In this context he mentioned the conflicts of the early 1930s, among them the Menstad rising, and he also took up the use of slave labor during the war years.

"We cannot accept such things and have to say that the company's eagerness to achieve commercial goals went much too far here."

The work of thousands

"If I were to comment on what I think there is too little of in this historical presentation, it is how the skills and efforts of thousands of people in Hydro's organization down through the years have enabled the company to produce results. It's not just CEOs and engineers who create an industrial organism that manages to hold its own, even on a global scale, throughout 100 years. Historians provide some insights into the Hydro workers' daily life and the efforts they have made, but the space devoted to them is modest compared to the space reserved for the company's leaders," said Reiten.

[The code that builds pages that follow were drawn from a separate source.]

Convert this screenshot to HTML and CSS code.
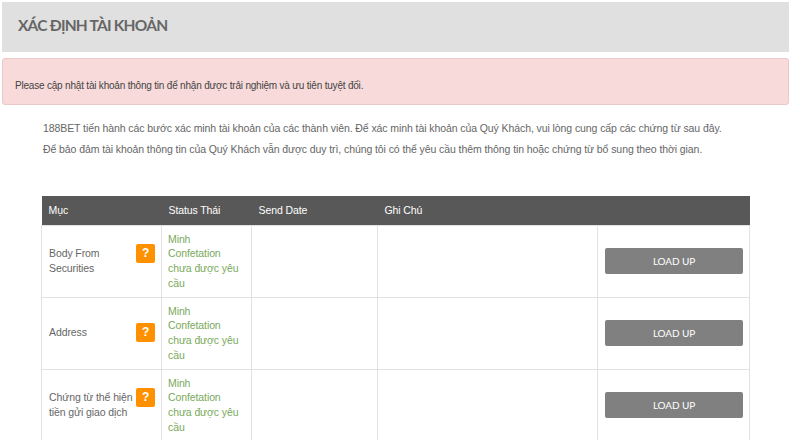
FILE: index.html
```html
<!DOCTYPE html>
<html>
<head>
	<meta charset="UTF-8">
	<title>Xác định tài khoản</title>
	<link rel="stylesheet" href="styles.css">
</head>
<body>
	<div class="page">
		<h1 class="page-title">XÁC ĐỊNH TÀI KHOẢN</h1>
		<div class="alert">Please cập nhật tài khoản thông tin để nhận được trải nghiệm và ưu tiên tuyệt đối.</div>
		<div class="intro">
			<p>188BET tiến hành các bước xác minh tài khoản của các thành viên. Để xác minh tài khoản của Quý Khách, vui lòng cung cấp các chứng từ sau đây.</p>
			<p>Để bảo đảm tài khoản thông tin của Quý Khách vẫn được duy trì, chúng tôi có thể yêu cầu thêm thông tin hoặc chứng từ bổ sung theo thời gian.</p>
		</div>
		<table class="doc-table">
			<colgroup>
				<col class="col-item">
				<col class="col-status">
				<col class="col-date">
				<col class="col-note">
				<col class="col-action">
			</colgroup>
			<thead>
				<tr>
					<th>Mục</th>
					<th>Status Thái</th>
					<th>Send Date</th>
					<th>Ghi Chú</th>
					<th></th>
				</tr>
			</thead>
			<tbody>
				<tr>
					<td>
						<div class="item">
							<span class="item-name">Body From Securities</span>
							<span class="help">?</span>
						</div>
					</td>
					<td class="status">Minh Confetation chưa được yêu cầu</td>
					<td></td>
					<td></td>
					<td class="action"><button type="button" class="load-btn">LOAD UP</button></td>
				</tr>
				<tr>
					<td>
						<div class="item">
							<span class="item-name">Address</span>
							<span class="help">?</span>
						</div>
					</td>
					<td class="status">Minh Confetation chưa được yêu cầu</td>
					<td></td>
					<td></td>
					<td class="action"><button type="button" class="load-btn">LOAD UP</button></td>
				</tr>
				<tr>
					<td>
						<div class="item">
							<span class="item-name">Chứng từ thể hiện tiền gửi giao dịch</span>
							<span class="help">?</span>
						</div>
					</td>
					<td class="status">Minh Confetation chưa được yêu cầu</td>
					<td></td>
					<td></td>
					<td class="action"><button type="button" class="load-btn">LOAD UP</button></td>
				</tr>
			</tbody>
		</table>
	</div>
</body>
</html>
```

FILE: styles.css
```css
html, body {
	margin: 0;
	padding: 0;
	height: 440px;
	overflow: hidden;
	background-color: #ffffff;
	font-family: "Liberation Sans", Arial, sans-serif;
}

.page {
	width: 787px;
	padding: 2px 0 0 2px;
}

.page-title {
	margin: 0;
	height: 50px;
	padding-left: 16px;
	line-height: 46px;
	background-color: #e0e0e0;
	color: #666666;
	font-family: Lato, sans-serif;
	font-size: 15.5px;
	font-weight: 700;
	letter-spacing: -0.78px;
}

.alert {
	box-sizing: border-box;
	height: 47px;
	margin-top: 6px;
	padding-left: 12px;
	line-height: 53px;
	background-color: #f8dada;
	border: 1px solid #e8c8c8;
	border-radius: 3px;
	color: #444444;
	font-size: 10px;
	letter-spacing: -0.2px;
}

.intro {
	margin-top: 13px;
	padding-left: 41px;
	color: #666666;
	font-size: 10.5px;
	letter-spacing: -0.085px;
	line-height: 21px;
}

.intro p {
	margin: 0;
}

.doc-table {
	width: 708px;
	margin: 36px 0 0 39px;
	border-collapse: collapse;
	table-layout: fixed;
	font-size: 10.5px;
	letter-spacing: -0.1px;
}

.col-item { width: 120px; }
.col-status { width: 90px; }
.col-date { width: 126px; }
.col-note { width: 220px; }
.col-action { width: 152px; }

.doc-table th {
	height: 29px;
	padding: 0 7px 1px;
	box-sizing: border-box;
	background-color: #585858;
	color: #ffffff;
	font-weight: 400;
	text-align: left;
}

.doc-table td {
	height: 72px;
	box-sizing: border-box;
	padding: 0 7px;
	border: 1px solid #e2e2e2;
	color: #666666;
	line-height: 14.6px;
}

.item {
	display: flex;
	align-items: flex-start;
	justify-content: space-between;
	margin-top: -1px;
}

.item-name {
	width: 86px;
}

/* sits level with the first line of the name */
.help {
	flex: none;
	width: 19px;
	height: 19px;
	margin: -2px -1px -3px 0;
	background-color: #ff9100;
	border-radius: 2px;
	color: #ffffff;
	font-size: 12px;
	font-weight: 700;
	line-height: 19px;
	text-align: center;
}

.doc-table td.status {
	padding-left: 6px;
	color: #7aa95c;
}

.load-btn {
	display: block;
	box-sizing: border-box;
	width: 138px;
	height: 26px;
	margin-top: -1px;
	padding: 0;
	background-color: #808080;
	border: none;
	border-radius: 2px;
	color: #ffffff;
	font-family: Lato, sans-serif;
	font-size: 10px;
	letter-spacing: -0.1px;
}
```
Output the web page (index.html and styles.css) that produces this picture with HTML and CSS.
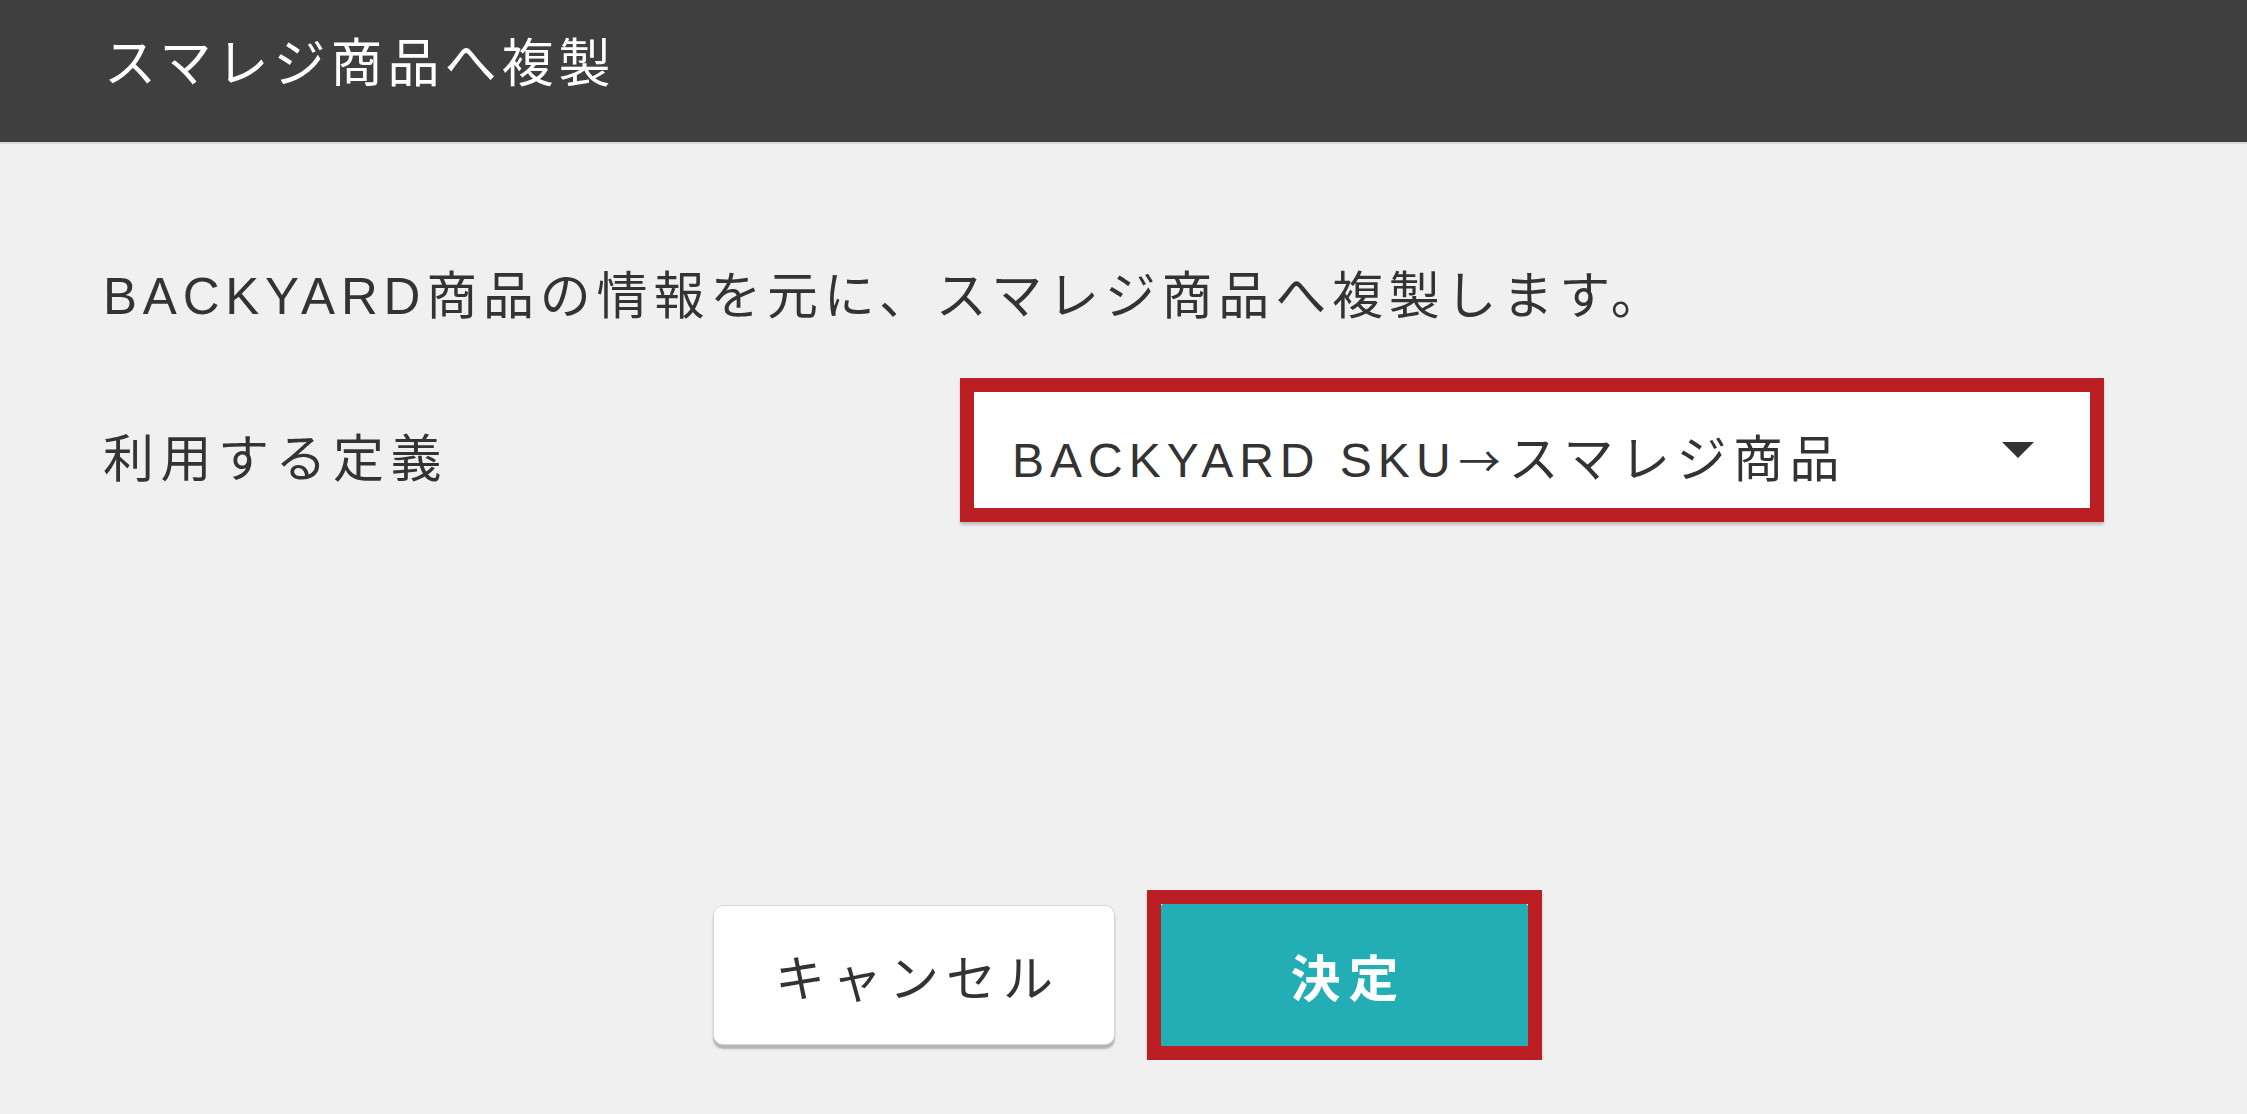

He summed up the three volumes by saying they are the company's way of returning the trust it has been given. He also pointed out that the history provides examples of where innovation and restructuring have come too late.

"We can in fact see more of that than examples of our acting too soon. This confirms that we need to be foresighted and tackle restructuring dynamically."

"The most important result is that the historians have helped us gain a deeper understanding of this company," he concluded.